S052032 Control of Multi-Passage Channel Flow by Plasma Actuator

An experimental study is performed for multi-passage channel flow with the dielectric barrier discharge plasma actuator(DBD-PA). The multi-passage channel is a reverse flow type, and consists of the five branch passages. The position in which the actuator is installed can be changed in four positions of the outside wall in main channel. The Reynolds number based on the bulk velocity and channel height at the main channel is varied from 600 to 2000. The wave form with voltage of 5 kV and frequency of 2.5 kHz is applied to the electrode of actuator. The wall static pressure is measured, and the pressure loss and flow rate are evaluated. The results show that the pressure loss decreases and the flow rate in each branch passage improves by the effect of induced flow with the plasma actuator. The effect is remarkable in the low Reynolds number region.

S052033 Study of Diffusion control of jet using plasma actuator : Periodic operation of the centripetal type plasma actuator

In this study, the concentric DBD plasma actuator was applied the diffusion control of the round jet. The induced flow by the plasma actuator was used as a secondary flow that controls a round jet. It was examined the change of the induced flow and the change of the jet structures by the continuous operating the intermittent operating of the plasma actuator. When it is continuously operated the plasma actuator, the induced flow was annular flow the circumference of the circular jet. And the velocity of the primary jet was increasing by the contraction effect of the induced flow. But, when it is intermittent operated, the induced flow becomes half velocity in the case of continuous operating, and the diffusion of the jet was suppressed.

S052034 Multi-Objective Design Exploration of DBD Plasma Actuator for Low Reynolds Number Application

To understand the effects of working parameters of the DBD plasma actuator, investigation with a Multi-Objective Design Exploration(MODE) framework is performed. Experiments with a NACA 0015 airfoil fixed to the stall angle of 12 degrees are conducted at Reynolds number of 63,000. The optimization objectives are to maximize the lift coefficient C_l and minimize the power consumption P. The design variables consist of input power parameters. Despite the small population size, an approximate Pareto-optimal front is found. In the objective function space, a region where there exists a linear relationship between C_l and P is found. After a threshold value, the value of C_l seems to saturate. This paper concentrates on this linear region of the objective function space. We use numerical simulation results with similar parameters to several Pareto-optimal experiment cases to compliment our discussion.
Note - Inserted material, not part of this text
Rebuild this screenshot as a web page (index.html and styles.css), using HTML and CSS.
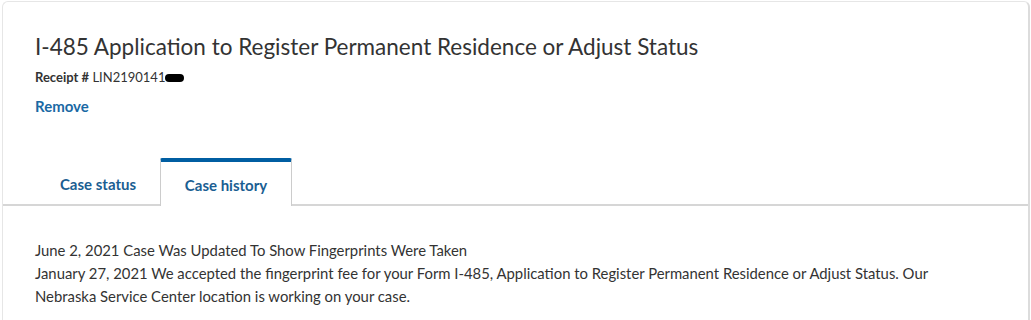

S052035 Streamwise Vortex Pairs Introduced by Counter Type Plasma Jet in Separated Shear Layer

The aim of this study is to introduce streamwise vortex pairs generated by plasma actuator jet into separated shear layer from a circular cylinder. The electrodes of the plasma actuator installed on the surface of the circular cylinder were arranged in the spanwise direction. Induced jets by the actuators collided each other and roll-up into streamwise vortex pairs. Flow visualizations in still air and in the wake region of the cylinder were performed by a high speed camera and PIV analysis. It was found that the streamwise vortex pairs interacted with the vortex structure in separated shear layer from the circular cylinder.